Interactions (dummy_in_after_interaction, distance_after_interaction, distance_in_after_interaction.)

Finally, we create three interactions between variables. The first interaction variable is dummy_in_after_interaction, an interaction between dummy_out_in and dummy_before_after. Thus, the observations will be valued at 1 if they are both inside the project area and after the project implementation. This variable is the main effect variable, and we will use the coefficient and p-value of this variable to determine the impact of the broadband initiative project.

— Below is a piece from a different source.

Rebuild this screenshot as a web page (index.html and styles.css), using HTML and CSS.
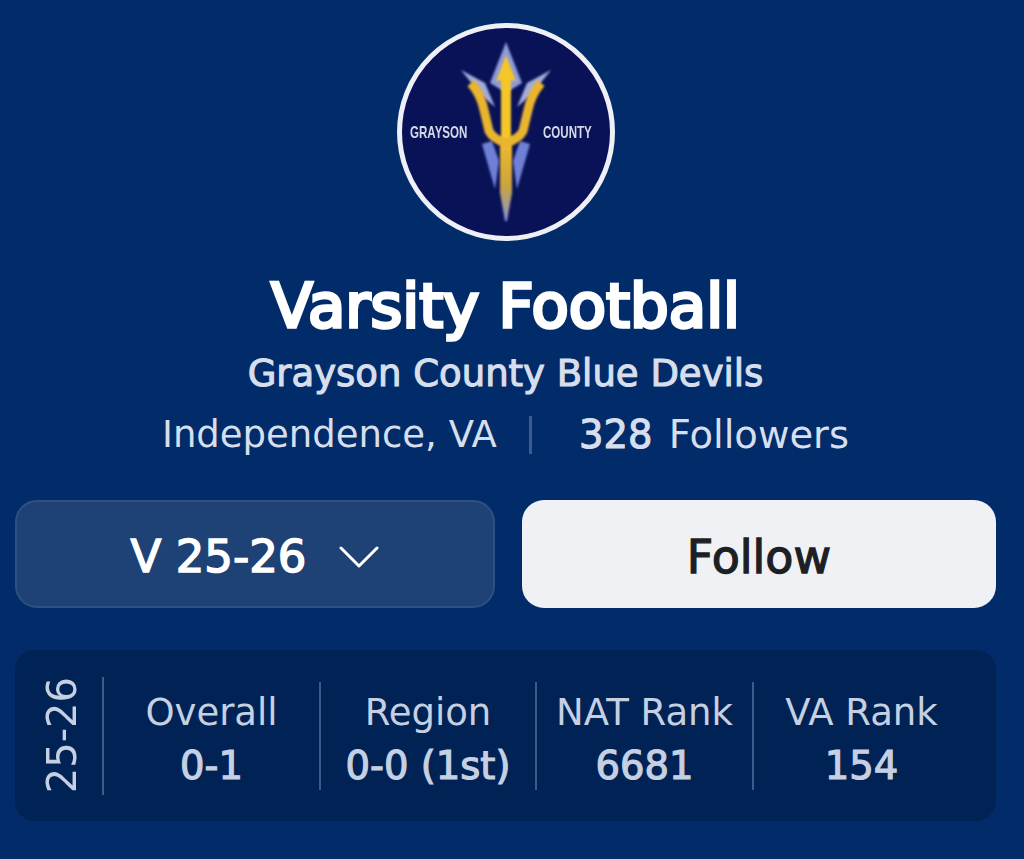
FILE: index.html
```html
<!DOCTYPE html>
<html lang="en">
  <head>
    <meta charset="UTF-8" />
    <meta name="viewport" content="width=device-width, initial-scale=1.0" />
    <title>Varsity Football</title>
    <link rel="stylesheet" href="styles.css">
  </head>
  <body>
    <div class="page">
      <div class="logo">
        <svg class="trident" viewBox="0 0 218 218" width="218" height="218">
          <defs>
            <filter id="soft"><feGaussianBlur stdDeviation="0.8" /></filter>
            <filter id="softer"><feGaussianBlur stdDeviation="1.3" /></filter>
            <linearGradient id="shaft" x1="0" y1="0" x2="0" y2="1">
              <stop offset="0" stop-color="#eeb92c" />
              <stop offset="0.55" stop-color="#c9a43f" />
              <stop offset="1" stop-color="#8492dc" />
            </linearGradient>
          </defs>
          <g filter="url(#softer)">
            <path d="M109 19 L125 60 L112 68 L106 68 L93 60 Z" fill="#8f9ad8" />
            <path d="M64 47 L88 60 L98 84 L84 72 Z" fill="#a3abd8" />
            <path d="M154 47 L130 60 L120 84 L134 72 Z" fill="#a3abd8" />
            <path d="M85 121 L95 118 L102 138 L98 166 Z" fill="#6f80d6" />
            <path d="M133 121 L123 118 L116 138 L120 166 Z" fill="#6f80d6" />
          </g>
          <g filter="url(#soft)">
            <path d="M103 122 L115 122 L115 170 L110 198 L108 198 L103 170 Z" fill="url(#shaft)" />
            <path d="M109 32 L119 58 L114 57 L114 122 L104 122 L104 57 L99 58 Z" fill="#f5c62c" />
            <path d="M74 60 Q84 72 87 87 L92 108 Q96 116 109 120 Q122 116 126 108 L131 87 Q134 72 144 60" fill="none" stroke="#e9b52e" stroke-width="9" />
          </g>
        </svg>
        <span class="logo-word logo-word-left">GRAYSON</span>
        <span class="logo-word logo-word-right">COUNTY</span>
      </div>

      <h1 class="title">Varsity Football</h1>
      <div class="team">Grayson County Blue Devils</div>
      <div class="meta">
        <span class="meta-place">Independence, VA</span>
        <span class="meta-line"></span>
        <span><b>328</b> Followers</span>
      </div>

      <div class="actions">
        <div class="season">
          <span>V 25-26</span>
          <svg viewBox="0 0 40 24" width="40" height="24">
            <path d="M2 3 L20 21 L38 3" fill="none" stroke="#fff" stroke-width="3" stroke-linecap="round" stroke-linejoin="round" />
          </svg>
        </div>
        <div class="follow">Follow</div>
      </div>

      <div class="stats">
        <div class="stats-year"><span>25-26</span></div>
        <div class="stat stat-overall">
          <div class="stat-label">Overall</div>
          <div class="stat-value">0-1</div>
        </div>
        <div class="stat stat-region">
          <div class="stat-label">Region</div>
          <div class="stat-value">0-0 (1st)</div>
        </div>
        <div class="stat stat-nat">
          <div class="stat-label">NAT Rank</div>
          <div class="stat-value">6681</div>
        </div>
        <div class="stat stat-state">
          <div class="stat-label">VA Rank</div>
          <div class="stat-value">154</div>
        </div>
      </div>
    </div>
  </body>
</html>
```

FILE: styles.css
```css
* {
  box-sizing: border-box;
}
html,
body {
  margin: 0;
  height: 100%;
}
body {
  background-color: #022c69;
  font-family: "DejaVu Sans", "Noto Sans", sans-serif;
  color: #fff;
}
.page {
  width: 1024px;
  height: 859px;
  padding: 23px 28px 0 15px;
  display: flex;
  flex-direction: column;
  align-items: center;
  overflow: hidden;
}

/* logo */
.logo {
  position: relative;
  width: 218px;
  height: 218px;
  flex: none;
  border-radius: 50%;
  background-color: #0a1257;
  border: 5px solid #eef0f6;
}
.trident {
  position: absolute;
  top: -5px;
  left: -5px;
}
.logo-word {
  position: absolute;
  top: 94px;
  font-family: "Liberation Sans", sans-serif;
  font-size: 17px;
  font-weight: 700;
  line-height: 22px;
  color: #d5d8e6;
  filter: blur(0.7px);
  transform: scaleX(0.68);
}
.logo-word-left {
  left: 8px;
  transform-origin: left center;
}
.logo-word-right {
  right: 18px;
  transform-origin: right center;
}

/* heading */
.title {
  margin: 29px 0 0;
  font-size: 61px;
  font-weight: 400;
  -webkit-text-stroke: 3.4px #fff;
  line-height: 72px;
  white-space: nowrap;
}
.team {
  margin-top: 9px;
  font-size: 37px;
  -webkit-text-stroke: 1.1px #d7deec;
  line-height: 46px;
  color: #d7deec;
}
.meta {
  margin-top: 14px;
  display: flex;
  align-items: center;
  font-size: 38.5px;
  line-height: 48px;
  color: #d7deec;
}
.meta-place {
  font-size: 37px;
}
.meta b {
  font-weight: 400;
  -webkit-text-stroke: 1.1px #d7deec;
  margin-right: 4px;
}
.meta-line {
  width: 3px;
  height: 38px;
  margin: 0 47px 0 32px;
  background-color: #3c5e8f;
}

/* buttons */
.actions {
  width: 100%;
  margin-top: 41px;
  display: flex;
  gap: 27px;
}
.season,
.follow {
  height: 108px;
  padding-top: 5px;
  border-radius: 22px;
  display: flex;
  align-items: center;
  justify-content: center;
  font-size: 45px;
}
.season {
  flex: 0 0 480px;
  gap: 33px;
  background-color: #1e4176;
  border: 2px solid #31507f;
  -webkit-text-stroke: 1.5px #fff;
}
.follow {
  flex: 1;
  background-color: #f0f1f5;
  color: #1d1f24;
  font-size: 46px;
  -webkit-text-stroke: 1.3px #1d1f24;
}

/* record box */
.stats {
  width: 100%;
  height: 171px;
  margin-top: 42px;
  padding: 26px 0;
  display: flex;
  align-items: center;
  border-radius: 20px;
  background-color: #012254;
}
.stats-year {
  flex: 0 0 89px;
  height: 118px;
  padding-left: 6px;
  border-right: 2px solid #3a5b8c;
  display: flex;
  align-items: center;
  justify-content: center;
}
.stats-year span {
  writing-mode: vertical-rl;
  transform: rotate(180deg);
  font-size: 40px;
  line-height: 44px;
  color: #c5d0e2;
}
.stat {
  height: 108px;
  padding-top: 9px;
  display: flex;
  flex-direction: column;
  align-items: center;
  justify-content: center;
  border-right: 2px solid #3a5b8c;
  white-space: nowrap;
}
.stat-overall {
  flex: 0 0 217px;
}
.stat-region {
  flex: 0 0 216px;
}
.stat-nat {
  flex: 0 0 217px;
}
.stat-state {
  flex: 1;
  border-right: 0;
  padding-right: 27px;
}
.stat-label {
  font-size: 37px;
  line-height: 52px;
  color: #c5d0e2;
}
.stat-value {
  font-size: 38.5px;
  -webkit-text-stroke: 1.2px #c5d0e2;
  line-height: 54px;
  color: #c5d0e2;
}
```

The next interaction variables are distance_after_interaction and distance_in_after_interaction. Interaction variable distance_in_after_interaction represents an interaction between the distance_miles and dummy_out_in and dummy_before_after. Thus, in a similar fashion to dummy_in_after_interaction, distance_in_after_interaction represents the effect on property prices for properties inside and after project implementation, magnified by the distance of the property to the project boundary. This variable is also the main effect variable, and we will use the coefficient and p-value of this variable to determine the impact of the broadband initiative project, although in a seperate model from the dummy_in_after_interaction variable.

Data Cleaning

After selecting and manipulating the variables, duplicated and incomplete property observations were deleted. Our final dataset had 137558 observations, compared to 289184 before the data was cleaned. The distribution of these properties by inside/outside the project area and before/after project implementation are shown in the contingency matrices below.

Final Model

With the variables mentioned above, we created two log-linear models with the dependent variable of assessed property values. The model to the left uses main effect variables dummy_out_in, dummy_before_after, and dummy_in_after_interaction. The main variable coefficient to consider is the dummy_in_after_interaction coefficient of -0.01409, which is 0.986 when exponentiated. This signals that homes inside the project area after the project implemention had a lower property value by 1.4%. However, this is the only variable in the model with an insignificant p-value, denoting that no significant conclusion can be made.

The model on the right uses dummy_before_after, distance_miles, distance_after_interaction, and distance_in_after_interaction. The main variable coefficient to consider is the distance_in_after_interaction coefficient of -1.17e-05, which is 0.999 when exponentiated. This denotes that home that were inside the project area and after project implementation had a lower property value by 0.1%, showing almost no effect. Unlike the first model, this main effect variable is significant to the model.

In both models, housing characteristics have strong influences on the property homes. Properties with fireplaces and higher numbers of bedrooms, bathrooms, units, stories, living area, and land area had a housing premium. On the other hand, properties that were older, classified as mobile homes, and had a higher living area to land area ratio had lower property values.

The outputs are given below.

Conclusion

This project sought to determine if the implementation of broadband in rural areas would affect the property values of homes in said areas. Our analysis focused specifically on Broadband Initiative Project OH1106-A40. From the two models above, we can infer that there was no significant difference between the property values of homes that were inside of the project area versus outside of the project area after the project was implemented. Housing characteristics such as age, size, and the number of bedrooms/bathrooms in the property were significant indicators of the property value.

Next Steps

This analysis revolved around a specific project area, which we would like to use as a model to extrapolate to other project areas in the Broaband Initiative Project and other broaband projects more generally. We would also like to implement further modeling techniques such as the spatial regression model and difference in differences model mentioned in the overview page.